- **Task to complete**: Your task is to reproduce, verbatim and without pictures, the lines from the opening of the listing through the line containing "const activeCategory = ref('曲艺')".

** START Supplied data **

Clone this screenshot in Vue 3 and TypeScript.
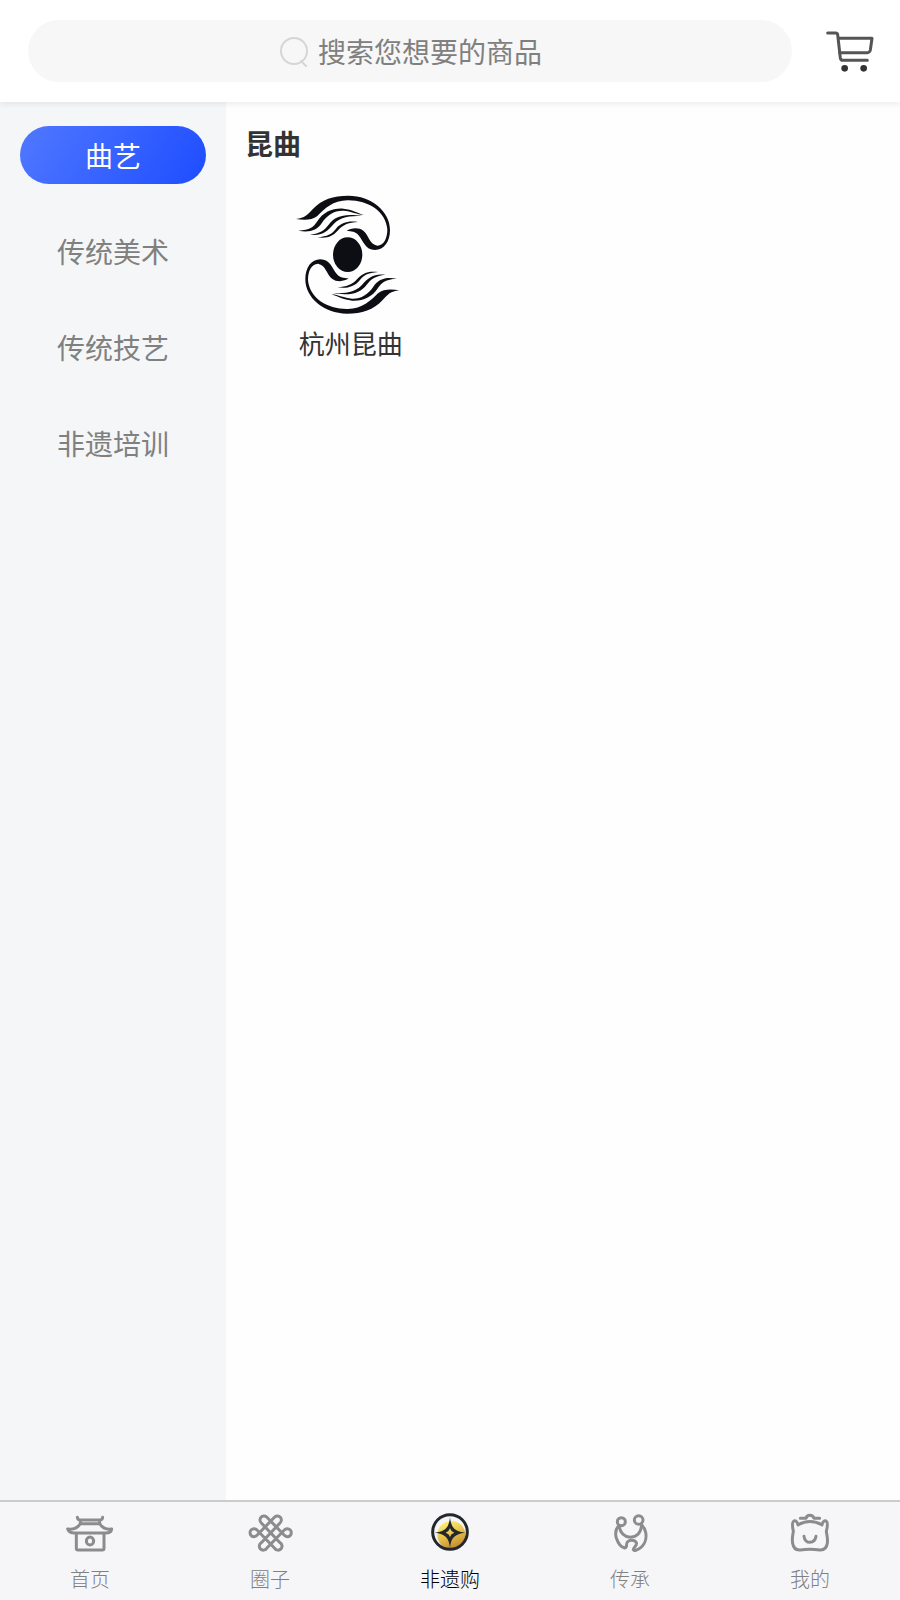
<script setup lang="ts">
import { ref } from 'vue'

interface Tab {
  id: string
  label: string
}

const keyword = ref('')
const categories: string[] = ['曲艺', '传统美术', '传统技艺', '非遗培训']
const activeCategory = ref('曲艺')

const tabs: Tab[] = [
  { id: 'home', label: '首页' },
  { id: 'circle', label: '圈子' },
  { id: 'shop', label: '非遗购' },
  { id: 'heritage', label: '传承' },
  { id: 'mine', label: '我的' },
]
const activeTab = ref('shop')
</script>

<template>
  <div class="page">
    <header class="topbar">
      <label class="search">
        <svg class="search-icon" viewBox="0 0 30 32" aria-hidden="true">
          <circle cx="16" cy="16" r="13" />
          <path d="M23 26l5 5" />
        </svg>
        <input v-model="keyword" class="search-input" type="text" placeholder="搜索您想要的商品" aria-label="搜索您想要的商品" />
      </label>
      <button class="cart" type="button" aria-label="购物车">
        <svg viewBox="0 0 144 126" aria-hidden="true">
          <path d="M5 9H29Q34 9 35 14L43 84Q44 91 51 91H124" />
          <path d="M38 25H138L133 60Q131 68 124 68H41" />
          <circle cx="56" cy="115" r="10" />
          <circle cx="113" cy="115" r="10" />
        </svg>
      </button>
    </header>

    <div class="body">
      <nav class="sidebar" aria-label="分类">
        <button
          v-for="name in categories"
          :key="name"
          type="button"
          class="category"
          :class="{ active: name === activeCategory }"
          @click="activeCategory = name"
        >
          {{ name }}
        </button>
      </nav>

      <main class="content">
        <h2 class="title">昆曲</h2>
        <div class="grid">
          <a class="item" href="#">
            <svg class="item-logo" viewBox="33 42 360 360" aria-hidden="true">
              <defs>
                <g id="hand">
                  <path d="M48 117C75 114 82 105 98 88C125 58 160 47 205 47C275 47 330 95 330 150C330 185 312 210 285 210C255 210 250 182 235 165C226 155 215 153 200 153C213 143 236 141 250 152C268 168 268 192 292 197C312 196 322 175 322 148C318 95 265 61 205 61C160 60 134 86 112 108C95 122 70 120 48 117Z" />
                  <path d="M55 152C90 150 100 142 112 124C130 96 158 84 190 86C218 89 230 98 252 105C230 103 214 94 190 92C163 91 142 105 126 128C110 152 88 158 55 152Z" />
                  <path d="M90 164C120 160 132 152 146 134C164 110 190 100 246 108C208 108 182 110 161 132C140 158 122 168 90 164Z" />
                  <path d="M112 172C144 168 154 164 168 146C184 128 204 122 234 126C206 128 190 133 175 150C158 169 142 176 112 172Z" />
                </g>
              </defs>
              <use href="#hand" />
              <use href="#hand" transform="rotate(180 203 224)" />
              <ellipse cx="203" cy="224" rx="44" ry="52" />
            </svg>
            <span>杭州昆曲</span>
          </a>
        </div>
      </main>
    </div>

    <nav class="tabbar" aria-label="主导航">
      <a
        v-for="tab in tabs"
        :key="tab.id"
        href="#"
        class="tab"
        :class="{ current: tab.id === activeTab }"
        @click.prevent="activeTab = tab.id"
      >
        <svg class="tab-icon" viewBox="0 0 144 144" aria-hidden="true">
          <g v-if="tab.id === 'home'">
            <path d="M34 28Q35 36 43 36H101Q109 36 110 28M43 36V47M101 36V47" />
            <path d="M43 47H101C109 60 122 65 137 63C136 71 130 75 119 75H25C14 75 8 71 5 63C20 65 35 60 43 47Z" />
            <path d="M31 76V121Q31 126 36 126H109Q114 126 114 121V76" />
            <ellipse cx="72" cy="99" rx="11" ry="12" />
          </g>
          <path
            v-else-if="tab.id === 'circle'"
            d="M62 27L115 82A12 12 0 1 0 115 66L62 121A12 12 0 1 1 46 104L102 45A12 12 0 1 0 86 27L33 82A12 12 0 1 1 33 66L86 121A12 12 0 1 0 102 104L46 45A12 12 0 1 1 62 27Z"
          />
          <g v-else-if="tab.id === 'shop'" class="coin">
            <defs>
              <linearGradient id="gold" x1="0.3" y1="0" x2="0.7" y2="1">
                <stop offset="0" stop-color="#fff272" />
                <stop offset="0.5" stop-color="#e6c04a" />
                <stop offset="1" stop-color="#c0842c" />
              </linearGradient>
            </defs>
            <circle cx="76" cy="81" r="42" fill="url(#gold)" />
            <circle class="ring" cx="72" cy="72" r="52" />
            <path
              fill="#24282b"
              fill-rule="evenodd"
              d="M72 28C75 58 86 71 118 74C86 77 75 90 72 120C69 90 58 77 26 74C58 71 69 58 72 28ZM72 61Q69 71 59 74Q69 77 72 87Q75 77 85 74Q75 71 72 61Z"
            />
          </g>
          <g v-else-if="tab.id === 'heritage'">
            <circle cx="46" cy="41" r="12" />
            <circle cx="98" cy="36" r="13" />
            <path d="M39 53C29 63 27 76 31 90C36 105 46 118 56 120C65 118 59 109 64 102C71 95 87 95 91 104C95 112 81 119 82 125C84 130 91 127 98 123C116 112 123 92 119 73C117 63 113 56 105 49" />
            <path d="M39 54C43 74 55 87 73 88C91 87 104 75 107 53" />
          </g>
          <g v-else>
            <path d="M36 51C34 41 29 37 24 39C16 43 20 61 22 70C21 79 17 91 20 106C22 120 31 127 43 126C58 124 86 124 101 126C114 127 122 120 124 106C126 91 122 79 121 70C123 61 128 43 120 39C115 37 110 41 108 51C86 37 58 37 36 51Z" />
            <path d="M43 31H60C63 19 80 19 84 31H101" />
            <path d="M54 85C57 109 86 109 90 85" />
          </g>
        </svg>
        <span>{{ tab.label }}</span>
      </a>
    </nav>
  </div>
</template>

<style>
body {
  margin: 0;
}
</style>

<style scoped>
.page {
  display: flex;
  flex-direction: column;
  min-height: 100vh;
  background: #fefefe;
  color: #333;
  font-family: "Noto Sans CJK SC", sans-serif;
}

button {
  border: 0;
  padding: 0;
  background: none;
  font: inherit;
  color: inherit;
  cursor: pointer;
}

.topbar {
  display: flex;
  align-items: center;
  gap: 34px;
  padding: 20px 26px 20px 28px;
  background: #fff;
  box-shadow: 0 2px 6px rgba(0, 0, 0, 0.08);
  z-index: 1;
}

.search {
  flex: 1;
  display: flex;
  align-items: center;
  justify-content: center;
  gap: 10px;
  height: 62px;
  border-radius: 31px;
  background: #f7f7f7;
}

.search-icon {
  width: 30px;
  height: 32px;
  fill: none;
  stroke: #d6d6d6;
  stroke-width: 2;
  stroke-linecap: round;
}

.search-input {
  box-sizing: border-box;
  width: 8em;
  padding: 0;
  border: 0;
  outline: 0;
  background: transparent;
  font: inherit;
  font-size: 28px;
  line-height: 40px;
  color: #333;
}

.search-input::placeholder {
  color: #808080;
  opacity: 1;
}

.cart {
  width: 48px;
  height: 42px;
}

.cart svg {
  display: block;
  width: 100%;
  fill: none;
  stroke: #555;
  stroke-width: 9;
  stroke-linecap: round;
  stroke-linejoin: round;
}

.cart circle {
  fill: #333;
  stroke: none;
}

.body {
  flex: 1;
  display: flex;
}

.sidebar {
  flex: 0 0 226px;
  box-sizing: border-box;
  display: flex;
  flex-direction: column;
  gap: 38px;
  padding: 24px 20px;
  background: #f4f6f8;
}

.category {
  height: 58px;
  border-radius: 29px;
  font-size: 28px;
  line-height: 58px;
  color: #808080;
}

.category.active {
  background: linear-gradient(120deg, #5078ff, #1e4dff);
  color: #fff;
}

.content {
  flex: 1;
  padding: 20px 20px 20px 19px;
}

.title {
  margin: 0;
  font-size: 28px;
  line-height: 42px;
  font-weight: 700;
}

.grid {
  display: grid;
  grid-template-columns: repeat(3, 1fr);
  padding-top: 30px;
}

.item {
  display: flex;
  flex-direction: column;
  align-items: center;
  gap: 9px;
  font-size: 26px;
  line-height: 40px;
  color: #333;
  text-decoration: none;
}

.item-logo {
  width: 120px;
  height: 120px;
  fill: #0d0d14;
}

.tabbar {
  display: flex;
  box-sizing: border-box;
  height: 100px;
  border-top: 2px solid #ccc;
  background: #f6f6f9;
}

.tab {
  flex: 1;
  display: flex;
  flex-direction: column;
  align-items: center;
  gap: 8px;
  padding-top: 6px;
  font-size: 20px;
  line-height: 30px;
  font-weight: 300;
  color: #808080;
  text-decoration: none;
}

.tab.current {
  color: #000;
}

.tab-icon {
  width: 48px;
  height: 48px;
  fill: none;
  stroke: #8c8c8c;
  stroke-width: 9;
  stroke-linecap: round;
  stroke-linejoin: round;
}

.coin {
  stroke: none;
}

.ring {
  stroke: #24282b;
  stroke-width: 9;
}
</style>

** END Supplied data **

- **Result for this task**:
Clone this screenshot in Vue 3 and TypeScript.
<script setup lang="ts">
import { ref } from 'vue'

interface Tab {
  id: string
  label: string
}

const keyword = ref('')
const categories: string[] = ['曲艺', '传统美术', '传统技艺', '非遗培训']
const activeCategory = ref('曲艺')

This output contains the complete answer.